▸ **DATA FOR THIS EXERCISE**:

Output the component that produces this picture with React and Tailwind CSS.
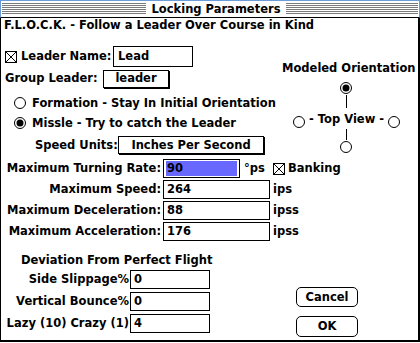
import React from "react";

const Check = () => (
  <svg width="12" height="12" viewBox="0 0 12 12" className="shrink-0">
    <rect x="0.5" y="0.5" width="11" height="11" fill="white" stroke="black" />
    <path d="M1 1L11 11M11 1L1 11" stroke="black" strokeWidth="1" />
  </svg>
);

const Radio = ({ on }) => (
  <svg width="12" height="12" viewBox="0 0 12 12" className="shrink-0">
    <circle cx="6" cy="6" r="5.5" fill="white" stroke="black" />
    {on && <circle cx="6" cy="6" r="3.5" fill="black" />}
  </svg>
);

const Stripes = ({ className }) => (
  <div
    className={
      "h-[11px] mt-[2px] bg-[repeating-linear-gradient(to_bottom,#7a7a7a_0px,#7a7a7a_1px,#ffffff_1px,#ffffff_2px)] " +
      className
    }
  />
);

const Field = ({ w, children }) => (
  <div className={"h-[19px] border border-black bg-white pl-[3px] flex items-center shrink-0 " + w}>
    {children}
  </div>
);

const RLabel = ({ w, children }) => (
  <div className={"flex justify-end shrink-0 " + w}>
    <span className="whitespace-nowrap shrink-0">{children}</span>
  </div>
);

const NumRow = ({ label, value, unit }) => (
  <div className="flex items-center h-[19px] mt-[2px]">
    <RLabel w="w-[160px]">{label}</RLabel>
    <div className="ml-[2px]">
      <Field w="w-[107px]">{value}</Field>
    </div>
    <span className="ml-[3px]">{unit}</span>
  </div>
);

const DevRow = ({ label, value, mt }) => (
  <div className={"flex items-center h-[19px] " + mt}>
    <RLabel w="w-[128px]">{label}</RLabel>
    <div className="ml-[1px]">
      <Field w="w-[80px]">{value}</Field>
    </div>
  </div>
);

export default function App() {
  return (
    <div className="w-[420px] h-[343px] bg-white text-black font-['DejaVu_Sans',Verdana,sans-serif] font-bold text-[11.5px] leading-[15px]">
      <div className="w-[420px] h-[342px] flex flex-col">
        {/* Title bar */}
        <div className="h-[18px] border border-[#6b9bd9] border-b-black flex items-start px-[1px] shrink-0">
          <Stripes className="w-[144px]" />
          <div className="w-[140px] h-[16px] flex items-center justify-center whitespace-nowrap">
            Locking Parameters
          </div>
          <Stripes className="flex-1" />
        </div>

        {/* Body */}
        <div className="flex-1 border-l border-r-2 border-b-2 border-black flex flex-col">
          <div className="pl-[3px] h-[15px] whitespace-nowrap">
            F.L.O.C.K. - Follow a Leader Over Course in Kind
          </div>

          <div className="flex mt-[13px]">
            {/* Left column */}
            <div className="w-[279px] flex flex-col">
              <div className="h-[21px] flex items-center pl-[4px]">
                <Check />
                <span className="w-[96px] pl-[4px] whitespace-nowrap">Leader Name:</span>
                <div className="w-[80px] h-[21px] border border-black pl-[4px] flex items-center">Lead</div>
              </div>
              <div className="h-[19px] mt-[2px] flex items-center pl-[4px]">
                <span className="w-[98px] whitespace-nowrap">Group Leader:</span>
                <div className="w-[66px] h-[18px] border border-black shadow-[1px_1px_0_#000] flex items-center justify-center">
                  leader
                </div>
              </div>
              <div className="h-[20px] mt-[5px] flex items-center pl-[13px]">
                <Radio />
                <span className="ml-[6px] whitespace-nowrap">Formation - Stay In Initial Orientation</span>
              </div>
              <div className="h-[20px] flex items-center pl-[13px]">
                <Radio on />
                <span className="ml-[6px] whitespace-nowrap">Missle - Try to catch the Leader</span>
              </div>
              <div className="h-[18px] mt-[3px] flex items-center pl-[34px]">
                <span className="w-[83px] whitespace-nowrap">Speed Units:</span>
                <div className="w-[146px] h-[18px] border border-black shadow-[1px_1px_0_#000] flex items-center justify-center whitespace-nowrap">
                  Inches Per Second
                </div>
              </div>
            </div>

            {/* Right column: orientation */}
            <div className="flex-1 flex flex-col">
              <div className="mt-[15px] pl-[2px] whitespace-nowrap">Modeled Orientation</div>
              <div className="ml-[13px] flex flex-col">
                <div className="mt-[6px] ml-[47px]">
                  <Radio on />
                </div>
                <div className="mt-[1px] ml-[53px] w-px h-[13px] bg-black" />
                <div className="mt-[4px] h-[16px] flex">
                  <div className="self-end">
                    <Radio />
                  </div>
                  <span className="mx-[4px] whitespace-nowrap">- Top View -</span>
                  <div className="self-end">
                    <Radio />
                  </div>
                </div>
                <div className="mt-[1px] ml-[53px] w-px h-[11px] bg-black" />
                <div className="mt-[1px] ml-[47px]">
                  <Radio />
                </div>
              </div>
            </div>
          </div>

          {/* Turning rate */}
          <div className="flex items-center h-[19px] mt-[5px]">
            <RLabel w="w-[160px]">Maximum Turning Rate:</RLabel>
            <div className="ml-[2px] w-[77px] h-[19px] border border-black px-[2px] py-[1px]">
              <div className="h-full bg-[#6868ff] pl-[1px] flex items-center">90</div>
            </div>
            <span className="ml-[4px] w-[29px]">°ps</span>
            <Check />
            <span className="ml-[3px]">Banking</span>
          </div>
          <NumRow label="Maximum Speed:" value="264" unit="ips" />
          <NumRow label="Maximum Deceleration:" value="88" unit="ipss" />
          <NumRow label="Maximum Acceleration:" value="176" unit="ipss" />

          {/* Deviation */}
          <div className="flex mt-[12px]">
            <div className="w-[210px] flex flex-col">
              <div className="pl-[20px] h-[15px] whitespace-nowrap">Deviation From Perfect Flight</div>
              <DevRow label="Side Slippage%" value="0" mt="mt-[2px]" />
              <DevRow label="Vertical Bounce%" value="0" mt="mt-[3px]" />
              <DevRow label="Lazy (10) Crazy (1)" value="4" mt="mt-[3px]" />
            </div>
            <div className="ml-[85px] flex flex-col">
              <div className="mt-[34px] w-[62px] h-[20px] border border-black rounded-[5px] flex items-center justify-center">
                Cancel
              </div>
              <div className="mt-[9px] w-[62px] h-[21px] border border-black rounded-[5px] flex items-center justify-center">
                OK
              </div>
            </div>
          </div>
        </div>
      </div>
    </div>
  );
}
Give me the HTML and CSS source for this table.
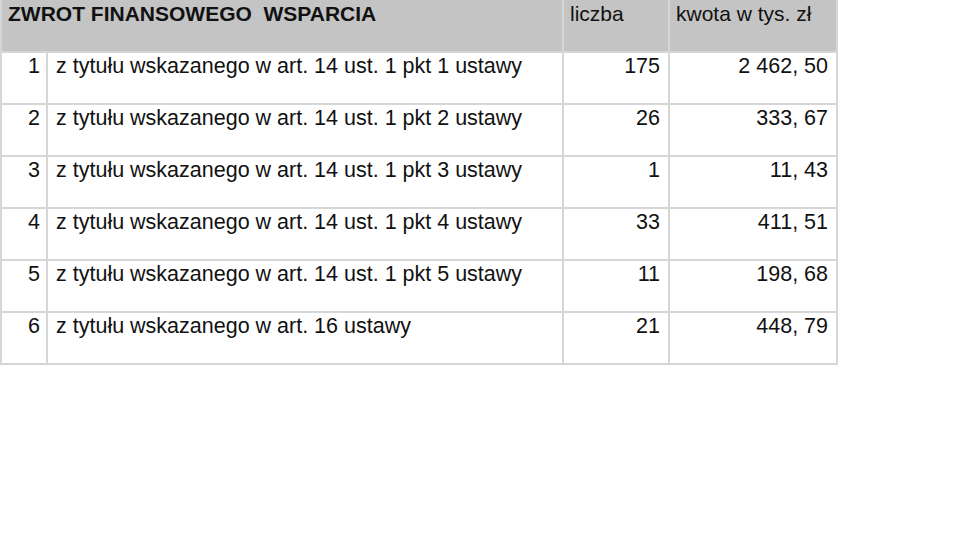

▸ **GIVEN REQUEST**:
Output the entries above exactly. Drop the pictures.

▸ **ANSWER TO THE PROBLEM**:
Output the component that produces this picture with React and Tailwind CSS.
import React from "react";

const Check = () => (
  <svg width="12" height="12" viewBox="0 0 12 12" className="shrink-0">
    <rect x="0.5" y="0.5" width="11" height="11" fill="white" stroke="black" />
    <path d="M1 1L11 11M11 1L1 11" stroke="black" strokeWidth="1" />
  </svg>
);

const Radio = ({ on }) => (
  <svg width="12" height="12" viewBox="0 0 12 12" className="shrink-0">
    <circle cx="6" cy="6" r="5.5" fill="white" stroke="black" />
    {on && <circle cx="6" cy="6" r="3.5" fill="black" />}
  </svg>
);

const Stripes = ({ className }) => (
  <div
    className={
      "h-[11px] mt-[2px] bg-[repeating-linear-gradient(to_bottom,#7a7a7a_0px,#7a7a7a_1px,#ffffff_1px,#ffffff_2px)] " +
      className
    }
  />
);

const Field = ({ w, children }) => (
  <div className={"h-[19px] border border-black bg-white pl-[3px] flex items-center shrink-0 " + w}>
    {children}
  </div>
);

const RLabel = ({ w, children }) => (
  <div className={"flex justify-end shrink-0 " + w}>
    <span className="whitespace-nowrap shrink-0">{children}</span>
  </div>
);

const NumRow = ({ label, value, unit }) => (
  <div className="flex items-center h-[19px] mt-[2px]">
    <RLabel w="w-[160px]">{label}</RLabel>
    <div className="ml-[2px]">
      <Field w="w-[107px]">{value}</Field>
    </div>
    <span className="ml-[3px]">{unit}</span>
  </div>
);

const DevRow = ({ label, value, mt }) => (
  <div className={"flex items-center h-[19px] " + mt}>
    <RLabel w="w-[128px]">{label}</RLabel>
    <div className="ml-[1px]">
      <Field w="w-[80px]">{value}</Field>
    </div>
  </div>
);

export default function App() {
  return (
    <div className="w-[420px] h-[343px] bg-white text-black font-['DejaVu_Sans',Verdana,sans-serif] font-bold text-[11.5px] leading-[15px]">
      <div className="w-[420px] h-[342px] flex flex-col">
        {/* Title bar */}
        <div className="h-[18px] border border-[#6b9bd9] border-b-black flex items-start px-[1px] shrink-0">
          <Stripes className="w-[144px]" />
          <div className="w-[140px] h-[16px] flex items-center justify-center whitespace-nowrap">
            Locking Parameters
          </div>
          <Stripes className="flex-1" />
        </div>

        {/* Body */}
        <div className="flex-1 border-l border-r-2 border-b-2 border-black flex flex-col">
          <div className="pl-[3px] h-[15px] whitespace-nowrap">
            F.L.O.C.K. - Follow a Leader Over Course in Kind
          </div>

          <div className="flex mt-[13px]">
            {/* Left column */}
            <div className="w-[279px] flex flex-col">
              <div className="h-[21px] flex items-center pl-[4px]">
                <Check />
                <span className="w-[96px] pl-[4px] whitespace-nowrap">Leader Name:</span>
                <div className="w-[80px] h-[21px] border border-black pl-[4px] flex items-center">Lead</div>
              </div>
              <div className="h-[19px] mt-[2px] flex items-center pl-[4px]">
                <span className="w-[98px] whitespace-nowrap">Group Leader:</span>
                <div className="w-[66px] h-[18px] border border-black shadow-[1px_1px_0_#000] flex items-center justify-center">
                  leader
                </div>
              </div>
              <div className="h-[20px] mt-[5px] flex items-center pl-[13px]">
                <Radio />
                <span className="ml-[6px] whitespace-nowrap">Formation - Stay In Initial Orientation</span>
              </div>
              <div className="h-[20px] flex items-center pl-[13px]">
                <Radio on />
                <span className="ml-[6px] whitespace-nowrap">Missle - Try to catch the Leader</span>
              </div>
              <div className="h-[18px] mt-[3px] flex items-center pl-[34px]">
                <span className="w-[83px] whitespace-nowrap">Speed Units:</span>
                <div className="w-[146px] h-[18px] border border-black shadow-[1px_1px_0_#000] flex items-center justify-center whitespace-nowrap">
                  Inches Per Second
                </div>
              </div>
            </div>

            {/* Right column: orientation */}
            <div className="flex-1 flex flex-col">
              <div className="mt-[15px] pl-[2px] whitespace-nowrap">Modeled Orientation</div>
              <div className="ml-[13px] flex flex-col">
                <div className="mt-[6px] ml-[47px]">
                  <Radio on />
                </div>
                <div className="mt-[1px] ml-[53px] w-px h-[13px] bg-black" />
                <div className="mt-[4px] h-[16px] flex">
                  <div className="self-end">
                    <Radio />
                  </div>
                  <span className="mx-[4px] whitespace-nowrap">- Top View -</span>
                  <div className="self-end">
                    <Radio />
                  </div>
                </div>
                <div className="mt-[1px] ml-[53px] w-px h-[11px] bg-black" />
                <div className="mt-[1px] ml-[47px]">
                  <Radio />
                </div>
              </div>
            </div>
          </div>

          {/* Turning rate */}
          <div className="flex items-center h-[19px] mt-[5px]">
            <RLabel w="w-[160px]">Maximum Turning Rate:</RLabel>
            <div className="ml-[2px] w-[77px] h-[19px] border border-black px-[2px] py-[1px]">
              <div className="h-full bg-[#6868ff] pl-[1px] flex items-center">90</div>
            </div>
            <span className="ml-[4px] w-[29px]">°ps</span>
            <Check />
            <span className="ml-[3px]">Banking</span>
          </div>
          <NumRow label="Maximum Speed:" value="264" unit="ips" />
          <NumRow label="Maximum Deceleration:" value="88" unit="ipss" />
          <NumRow label="Maximum Acceleration:" value="176" unit="ipss" />

          {/* Deviation */}
          <div className="flex mt-[12px]">
            <div className="w-[210px] flex flex-col">
              <div className="pl-[20px] h-[15px] whitespace-nowrap">Deviation From Perfect Flight</div>
              <DevRow label="Side Slippage%" value="0" mt="mt-[2px]" />
              <DevRow label="Vertical Bounce%" value="0" mt="mt-[3px]" />
              <DevRow label="Lazy (10) Crazy (1)" value="4" mt="mt-[3px]" />
            </div>
            <div className="ml-[85px] flex flex-col">
              <div className="mt-[34px] w-[62px] h-[20px] border border-black rounded-[5px] flex items-center justify-center">
                Cancel
              </div>
              <div className="mt-[9px] w-[62px] h-[21px] border border-black rounded-[5px] flex items-center justify-center">
                OK
              </div>
            </div>
          </div>
        </div>
      </div>
    </div>
  );
}
Give me the HTML and CSS source for this table.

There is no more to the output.